One of the things I love best about living here is all the wildlife. Even Mr. Waddles. When he’s not backing up and shaking his money maker, skunks are awfully cute. Snowshoe rabbits, chipmunks, normal squirrels, flying squirrels… everywhere you look there’s something amazing to see. Although I’ll have to admit I emitted a fairly loud yelp the first time I ever saw a flying squirrel. I was sitting next to the window, enjoying an adult beverage and watching Project Runway, when all of a sudden a flying squirrel hit the bird feeder hanging right outside with a huge bang. They only come out after dark, and they’re huge. Big eyes, bushy tails… fun to watch when you’re expecting to see them. Not so much when they take you by surprise.

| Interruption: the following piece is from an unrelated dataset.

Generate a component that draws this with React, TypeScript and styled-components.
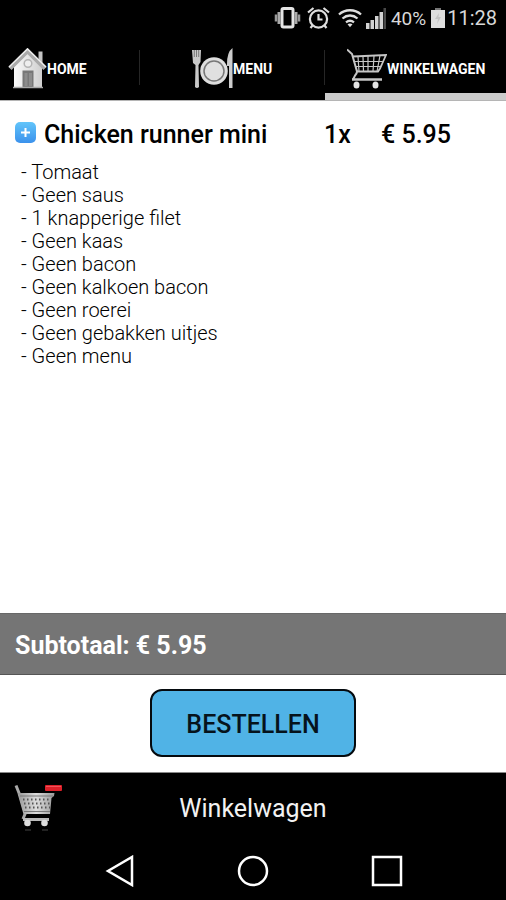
import React from "react";
import styled, { createGlobalStyle } from "styled-components";

const GlobalStyle = createGlobalStyle`
  *, *::before, *::after { box-sizing: border-box; }
  body { margin: 0; background: #fff; font-family: Roboto, "Liberation Sans", sans-serif; }
  button { font: inherit; padding: 0; border: 0; background: none; color: inherit; cursor: pointer; }
  svg { display: block; flex: none; }
  h1, h2, ul, p { margin: 0; padding: 0; }
`;

const Screen = styled.div`
  display: flex;
  flex-direction: column;
  min-height: 100vh;
  background: #fff;
  color: #000;
`;

const StatusBar = styled.div`
  display: flex;
  align-items: center;
  justify-content: flex-end;
  height: 36px;
  padding-right: 9px;
  background: #000;
  color: #d8d8d8;
  font-size: 19px;
`;

const StatusItem = styled.span<{ $gap: number }>`
  margin-left: ${(p) => p.$gap}px;
`;

const Clock = styled.time`
  margin-left: 2px;
  font-size: 20px;
`;

const Tabs = styled.nav`
  display: grid;
  grid-template-columns: 140fr 185fr 181fr;
  height: 65px;
  background: #000;
  color: #fff;
  border-bottom: 1px solid #b5b5b5;
`;

const Tab = styled.button<{ $inset: number; $active?: boolean }>`
  display: flex;
  align-items: center;
  height: 64px;
  padding-left: ${(p) => p.$inset}px;
  border-bottom: 7px solid ${(p) => (p.$active ? "#cbcbcb" : "#000")};
  font-size: 14px;
  font-weight: 700;
  background: linear-gradient(#262626, #262626) right 14px / 1px 35px no-repeat #000;

  &:last-child {
    background: #000;
  }

  svg {
    margin-top: 8px;
  }

  span {
    margin-top: 8px;
  }
`;

const Order = styled.main`
  flex: 1;
  padding: 16px 15px;
`;

const ProductRow = styled.div`
  display: grid;
  grid-template-columns: 21px 272px 49px 1fr;
  column-gap: 8px;
  align-items: center;
  height: 34px;
  font-size: 25px;
  font-weight: 500;
`;

const ProductName = styled.h1`
  font-size: inherit;
  font-weight: inherit;
`;

const AddButton = styled.button`
  width: 21px;
  height: 21px;
  margin-bottom: 3px;
`;

const Options = styled.ul`
  padding: 10px 6px;
  list-style: none;
  font-size: 20px;
  font-weight: 300;
  line-height: 23px;
  color: #000;
`;

const Subtotal = styled.div`
  display: flex;
  align-items: center;
  height: 62px;
  padding: 3px 15px 0;
  background: #757575;
  border-top: 1px solid #686868;
  border-bottom: 1px solid #555;
  color: #fff;
  font-size: 25px;
  font-weight: 700;
`;

const Actions = styled.div`
  display: flex;
  justify-content: center;
  padding: 14px 0 15px;
`;

const OrderButton = styled.button`
  height: 68px;
  padding: 2px 34px 0;
  border: 2px solid #050a0e;
  border-radius: 12px;
  background: #50b3e6;
  color: #06131c;
  font-size: 25px;
  font-weight: 500;
`;

const TitleBar = styled.footer`
  display: grid;
  grid-template-columns: 64px 1fr 64px;
  align-items: center;
  height: 71px;
  background: #000;
  border-top: 1px solid #888;
  color: #f2f2f2;
`;

const CartButton = styled.button`
  padding-left: 14px;
`;

const PageTitle = styled.h2`
  text-align: center;
  font-size: 25px;
  font-weight: 400;
`;

const SystemNav = styled.nav`
  display: flex;
  justify-content: center;
  gap: 102px;
  height: 57px;
  background: #000;
  color: #fff;
`;

const SystemButton = styled.button`
  display: flex;
  align-items: center;
  height: 56px;
`;

const options = [
  "Tomaat",
  "Geen saus",
  "1 knapperige filet",
  "Geen kaas",
  "Geen bacon",
  "Geen kalkoen bacon",
  "Geen roerei",
  "Geen gebakken uitjes",
  "Geen menu",
];

const VibrateIcon = () => (
  <svg width="27" height="22" viewBox="0 0 27 22" aria-hidden="true">
    <rect x="8" y="1.5" width="11" height="18.5" rx="1.5" fill="none" stroke="#e4e4e4" strokeWidth="3" />
    <path d="M5 5v12M22 5v12" stroke="#aaa" strokeWidth="3" />
    <path d="M2 7.500v7M25 7.500v7" stroke="#999" strokeWidth="2.500" />
  </svg>
);

const AlarmIcon = () => (
  <svg width="23" height="22" viewBox="0 0 23 22" fill="none" stroke="#dedede" strokeWidth="2.2" aria-hidden="true">
    <circle cx="11.5" cy="12" r="8.6" />
    <path d="M1 5.5 6.5 1M22 5.5 16.500 1M11.500 7v5.500h4M5.500 18.500 3.500 21M17.500 18.500l2 2.500" />
  </svg>
);

const WifiIcon = () => (
  <svg width="24" height="20" viewBox="0 0 24 20" fill="none" stroke="#dedede" strokeWidth="2.3" aria-hidden="true">
    <path d="M1 6.500C7 .8 17 .8 23 6.500M4.500 10.500c4.500-4 10.500-4 15 0M8 14.300c2.500-2 5.500-2 8 0" />
    <path d="m9.500 16.200 2.500 3 2.500-3q-2.500-1.500-5 0Z" fill="#dedede" stroke="none" />
  </svg>
);

const SignalIcon = () => (
  <svg width="20" height="21" viewBox="0 0 20 21" aria-hidden="true">
    <path d="M0 15h3.500v6H0zM4.500 12H8v9H4.500zM9 8h3.500v13H9zM13.500 4H17v17h-3.500z" fill="#d2d2d2" />
    <path d="M17.500 0H20v21h-2.500z" fill="#484848" />
  </svg>
);

const BatteryIcon = () => (
  <svg width="14" height="20" viewBox="0 0 14 20" aria-hidden="true">
    <path d="M4 0h6v3H4z" fill="#777" />
    <path d="M0 2h14v18H0z" fill="#dedede" />
    <path d="M8 5 4 11h3l-1 5 4-7H7.500Z" fill="#c4c4c4" />
  </svg>
);

const HouseIcon = () => (
  <svg width="39" height="41" viewBox="0 0 39 41" aria-hidden="true">
    <defs>
      <linearGradient id="wall" x2="1">
        <stop stopColor="#fafafa" />
        <stop offset="1" stopColor="#cfcfcf" />
      </linearGradient>
    </defs>
    <path d="M30.500 3.500h4v12h-4z" fill="#c4c4c4" />
    <path d="M6 18 19.500 5 34 19v20.500H6Z" fill="url(#wall)" />
    <path d="M2 20.500 19.500 3 37 20.500" fill="none" stroke="#aaa" strokeWidth="4.500" />
    <path d="M1 19 19.500 1 38 19" fill="none" stroke="#eee" strokeWidth="1.500" />
    <circle cx="20" cy="15.500" r="3.800" fill="#eee" stroke="#b4b4b4" strokeWidth="1.500" />
    <path d="M14.500 22.500h11v17h-11z" fill="#777" />
    <path d="M16.500 25h3v13h-3zM21 25h3v13h-3z" fill="#8c8c8c" />
    <path d="M5 39.500h30" stroke="#aaa" strokeWidth="1.500" />
  </svg>
);

const PlateIcon = () => (
  <svg width="41" height="41" viewBox="0 0 41 41" aria-hidden="true">
    <path d="M0 2h9l-.5 12L6.500 17 7 39q-2 2-4 0l.5-22L1 15Z" fill="#c9c9c9" />
    <path d="M2.300 2v7M4.500 2v7M6.700 2v7" stroke="#666" strokeWidth=".8" />
    <circle cx="22" cy="23" r="13.800" fill="#dedede" />
    <circle cx="22" cy="23" r="10" fill="#e0e0e0" stroke="#777" strokeWidth="1.500" />
    <path d="M35 16q0-12 5.500-16v40H37V18h-2Z" fill="#ccc" />
  </svg>
);

const WireCartIcon = () => (
  <svg width="40" height="41" viewBox="0 0 40 41" fill="none" stroke="#c6c6c6" aria-hidden="true">
    <path d="M0 1.500 5 6l5 17.500q0 2-2 4l-2 4" strokeWidth="2" />
    <path d="M6 8.500 39 7q-3 7-6 13.500l-2 3H9" strokeWidth="1.800" />
    <path d="M8 13.500h28M9 18.500h25M11 8.500l1 15M16 8.500l.5 15M21 8v15.500M27 8l-1 15.500M33 7.500l-3 16" strokeWidth="1.200" />
    <path d="M5 31.500h30" strokeWidth="2.500" />
    <ellipse cx="9.500" cy="37" rx="3" ry="3.600" fill="#e4e4e4" stroke="none" />
    <ellipse cx="28.500" cy="37" rx="3" ry="3.600" fill="#e4e4e4" stroke="none" />
  </svg>
);

const PlusIcon = () => (
  <svg width="21" height="21" viewBox="0 0 21 21" aria-hidden="true">
    <defs>
      <linearGradient id="plus" x2="0" y2="1">
        <stop stopColor="#62c5fa" />
        <stop offset="1" stopColor="#3b91ec" />
      </linearGradient>
    </defs>
    <rect width="21" height="21" rx="5" fill="url(#plus)" />
    <path d="M10.500 6v9M6 10.500h9" stroke="#fff" strokeWidth="2" />
  </svg>
);

const FullCartIcon = () => (
  <svg width="48" height="48" viewBox="0 0 48 48" aria-hidden="true">
    <defs>
      <linearGradient id="basket">
        <stop stopColor="#999" />
        <stop offset=".5" stopColor="#ddd" />
        <stop offset="1" stopColor="#999" />
      </linearGradient>
    </defs>
    <path d="M2 1.500 5 9l6 21-2 5" fill="none" stroke="#a9a9a9" strokeWidth="3" />
    <path d="M4 9h36.500l-.5 3-2.500 2L36 30H10Z" fill="url(#basket)" />
    <path d="M9 15.500h28M10 19.500h26M11 23.500h25" fill="none" stroke="#555" strokeWidth="2" strokeDasharray="1.500 2.500" />
    <path d="M6 12h33M10 27.500h26" stroke="#777" strokeWidth="1" />
    <path d="M9 35.500h26" stroke="#bababa" strokeWidth="3" />
    <circle cx="13.500" cy="39" r="3.300" fill="#ddd" />
    <circle cx="30.500" cy="39" r="3.300" fill="#ddd" />
    <path d="M11 46h6M28 46h6" stroke="#222" strokeWidth="2" />
    <rect x="31" y="1" width="17" height="6" rx="1" fill="#dc2029" />
    <path d="M32 2.500h15" stroke="#f0535a" />
  </svg>
);

export default function App() {
  return (
    <Screen>
      <GlobalStyle />
      <StatusBar>
        <VibrateIcon />
        <StatusItem $gap={6}><AlarmIcon /></StatusItem>
        <StatusItem $gap={8}><WifiIcon /></StatusItem>
        <StatusItem $gap={4}><SignalIcon /></StatusItem>
        <StatusItem $gap={5}>40%</StatusItem>
        <StatusItem $gap={5}><BatteryIcon /></StatusItem>
        <Clock>11:28</Clock>
      </StatusBar>
      <Tabs>
        <Tab $inset={8}><HouseIcon /><span>HOME</span></Tab>
        <Tab $inset={52}><PlateIcon /><span>MENU</span></Tab>
        <Tab $inset={22} $active aria-current="page"><WireCartIcon /><span>WINKELWAGEN</span></Tab>
      </Tabs>
      <Order>
        <ProductRow>
          <AddButton aria-label="Toevoegen"><PlusIcon /></AddButton>
          <ProductName>Chicken runner mini</ProductName>
          <span>1x</span>
          <span>€ 5.95</span>
        </ProductRow>
        <Options>
          {options.map((o) => (
            <li key={o}>- {o}</li>
          ))}
        </Options>
      </Order>
      <Subtotal>Subtotaal: € 5.95</Subtotal>
      <Actions>
        <OrderButton>BESTELLEN</OrderButton>
      </Actions>
      <TitleBar>
        <CartButton aria-label="Winkelwagen legen"><FullCartIcon /></CartButton>
        <PageTitle>Winkelwagen</PageTitle>
      </TitleBar>
      <SystemNav>
        <SystemButton aria-label="Terug">
          <svg width="32" height="32" viewBox="0 0 32 32" fill="none" stroke="currentColor" strokeWidth="2.500">
            <path d="M29 2v28L5 16Z" />
          </svg>
        </SystemButton>
        <SystemButton aria-label="Start">
          <svg width="32" height="32" viewBox="0 0 32 32" fill="none" stroke="currentColor" strokeWidth="2.500">
            <circle cx="16" cy="16" r="14" />
          </svg>
        </SystemButton>
        <SystemButton aria-label="Recent">
          <svg width="32" height="32" viewBox="0 0 32 32" fill="none" stroke="currentColor" strokeWidth="2.500">
            <path d="M2 2h28v28H2Z" />
          </svg>
        </SystemButton>
      </SystemNav>
    </Screen>
  );
}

When it got cold out, we hung up a bunch of bird feeders. Apparently word spread quickly, because now we’re operating a 24-hour, All-You-Can-Eat diner. Sunflower seeds are the best seller, followed closely by suet blocks. I had no idea the Northland was populated mostly by woodpeckers. There are hundreds of them. Literally hundreds. And now that it’s spring, they’re all claiming their territory by pounding on things. Luckily for them they’re super cute, and aren’t attacking the house. They attack the suet blocks instead.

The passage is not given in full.